Columnar databases also allow for efficient storage and retrieval of large amounts of data. This is important for recommendation systems that need to process and analyze vast amounts of user behavior and item characteristics data to generate personalized recommendations.
NoSQL Databases
NoSQL databases, also known as non-relational databases, do not use the traditional tabular structure of rows and columns used in relational databases. Instead, they use a variety of data models, including document, key-value, column-family, and graph-based models.
Typically, NoSQL databases are more flexible and scalable than traditional relational databases. Additionally, they can handle large volumes of structured and unstructured data, which makes them well-suited for modern web applications, big data processing, and real-time data analytics.

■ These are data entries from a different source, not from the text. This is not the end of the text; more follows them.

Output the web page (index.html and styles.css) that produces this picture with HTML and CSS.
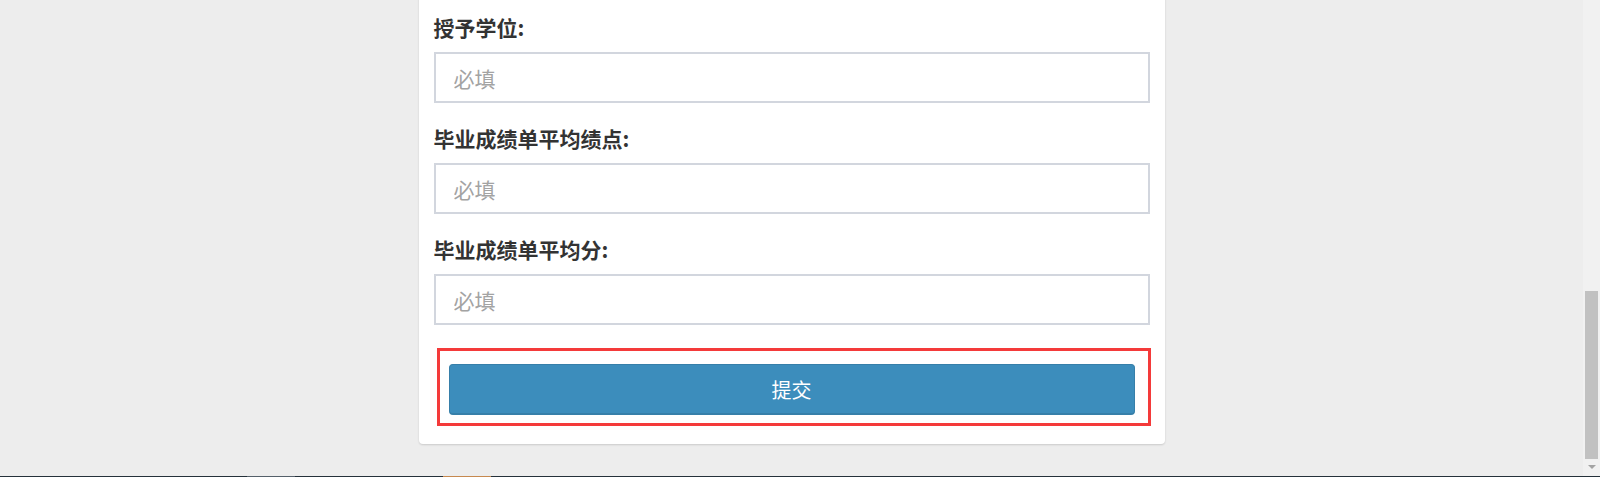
FILE: index.html
```html
<!DOCTYPE html>
<html lang="zh-CN">
<head>
    <meta charset="UTF-8">
    <meta name="viewport" content="width=device-width, initial-scale=1.0">
    <title>学历信息</title>
    <link rel="stylesheet" href="styles.css">
</head>
<body>
    <div class="screen">
        <div class="viewport">
            <div class="page">
                <form class="box">
                    <div class="box-body">
                        <div class="form-group">
                            <label for="degree">授予学位:</label>
                            <input id="degree" class="form-control" type="text" placeholder="必填">
                        </div>
                        <div class="form-group">
                            <label for="gpa">毕业成绩单平均绩点:</label>
                            <input id="gpa" class="form-control" type="text" placeholder="必填">
                        </div>
                        <div class="form-group">
                            <label for="score">毕业成绩单平均分:</label>
                            <input id="score" class="form-control" type="text" placeholder="必填">
                        </div>
                    </div>
                    <div class="box-footer">
                        <div class="btn-wrap">
                            <span class="mark"></span>
                            <button type="button" class="btn-primary">提交</button>
                        </div>
                    </div>
                </form>
            </div>
            <div class="scrollbar">
                <div class="scroll-thumb"></div>
                <div class="scroll-down"><span class="arrow"></span></div>
            </div>
        </div>
        <div class="taskbar">
            <span class="seg seg-a"></span>
            <span class="seg seg-b"></span>
            <span class="seg seg-a2"></span>
            <span class="seg seg-c"></span>
            <span class="seg seg-rest"></span>
        </div>
    </div>
</body>
</html>
```

FILE: styles.css
```css
body {
    margin: 0;
    background: #ededed;
    font-family: "Noto Sans CJK SC", "Noto Sans", sans-serif;
    color: #333;
    overflow: hidden;
}
.screen {
    display: flex;
    flex-direction: column;
    height: 477px;
}
.viewport {
    display: flex;
    height: 476px;
}
.page {
    flex: 1;
    overflow: hidden;
}

/* form box */
.box {
    width: 746px;
    margin: -16px auto 0;
    background: #fff;
    border-radius: 4px;
    box-shadow: 0 1px 2px rgba(0,0,0,0.15);
}
.box-body {
    padding: 30px 15px 0;
}
.form-group {
    margin-bottom: 22px;
}
.form-group label {
    display: block;
    height: 26px;
    line-height: 26px;
    margin-bottom: 12px;
    font-size: 21px;
    font-weight: 700;
    color: #333;
}
.form-control {
    display: block;
    box-sizing: border-box;
    width: 100%;
    height: 51px;
    padding: 0 18px;
    border: 2px solid #d2d6de;
    border-radius: 0;
    background: #fff;
    font-family: inherit;
    font-size: 21px;
    color: #555;
    outline: none;
}
.form-control::placeholder {
    color: #a3a3a3;
}
.box-footer {
    padding: 17px 30px 29px;
}
.btn-wrap {
    position: relative;
}
.btn-primary {
    display: block;
    box-sizing: border-box;
    width: 100%;
    height: 51px;
    background: #3c8dbc;
    border: 1px solid #367fa9;
    border-bottom-width: 2px;
    border-radius: 4px;
    color: #fff;
    font-family: inherit;
    font-size: 20px;
    cursor: pointer;
}
.mark {
    position: absolute;
    top: -16px;
    left: -12px;
    right: -16px;
    bottom: -11px;
    border: 3px solid #f43a3a;
    pointer-events: none;
}

/* scrollbar */
.scrollbar {
    width: 17px;
    background: #f1f1f1;
    display: flex;
    flex-direction: column;
    justify-content: flex-end;
}
.scroll-thumb {
    height: 168px;
    margin: 0 2px;
    background: #c1c1c1;
}
.scroll-down {
    height: 17px;
    display: flex;
    justify-content: center;
    padding-top: 6px;
    box-sizing: border-box;
}
.arrow {
    width: 0;
    height: 0;
    border-left: 4px solid transparent;
    border-right: 4px solid transparent;
    border-top: 4px solid #a3a3a3;
}

/* bottom strip */
.taskbar {
    display: flex;
    height: 1px;
}
.seg { display: block; height: 1px; }
.seg-a { width: 247px; background: #25313a; }
.seg-b { width: 48px; background: #55606a; }
.seg-a2 { width: 148px; background: #25313a; }
.seg-c { width: 48px; background: #c6894f; }
.seg-rest { flex: 1; background: #25313a; }
```
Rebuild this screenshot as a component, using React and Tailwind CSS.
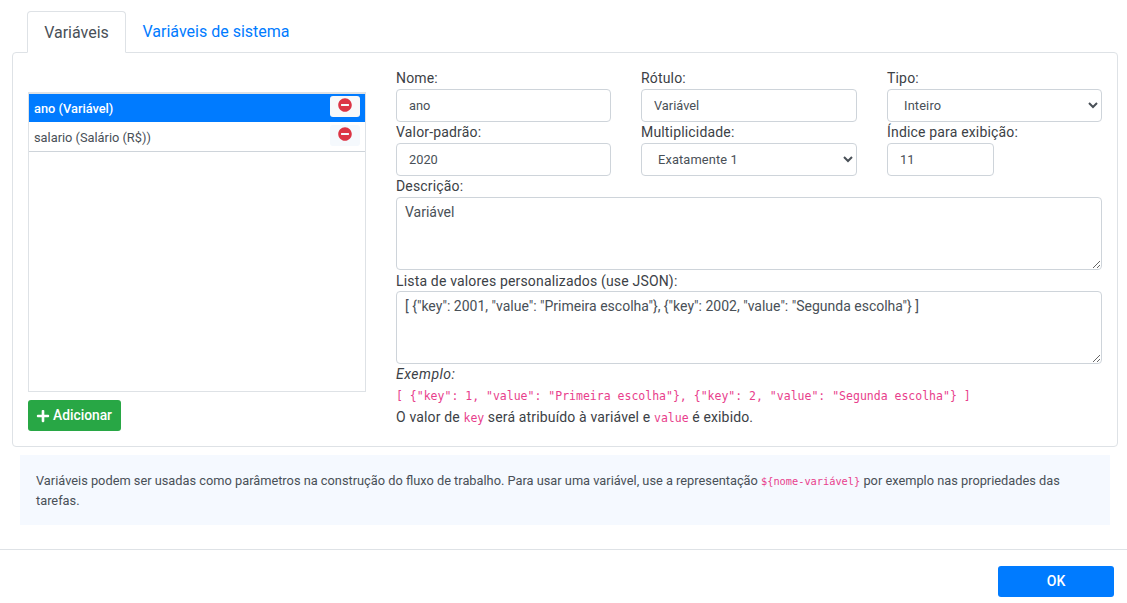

NoSQL databases are commonly used in recommendation systems to store and manage large volumes of data related to user behavior, item characteristics, and other relevant factors. NoSQL databases provide several advantages for recommendation systems, including their ability to handle large volumes of unstructured data, flexibility in data modeling, and scalability in distributed environments.
For example, document-based NoSQL databases such as MongoDB and Couchbase can store and retrieve large amounts of semi-structured or unstructured data related to user behavior, such as clickstream data, search queries, and social media interactions. This data can then generate personalized recommendations based on user interests and preferences.
You can also use key-value NoSQL databases like Redis and Amazon DynamoDB to store and retrieve data as key-value pairs. These databases are well-suited for fast, low-latency applications like caching and session management. With such databases, you can easily improve the responsiveness of the recommendation system and provide a better user experience.
Column-family NoSQL databases like Apache Cassandra and HBase can store and retrieve large amounts of structured data related to item characteristics, such as product descriptions, prices, and reviews. The retrieved data can then generate recommendations based on item attributes and similarities.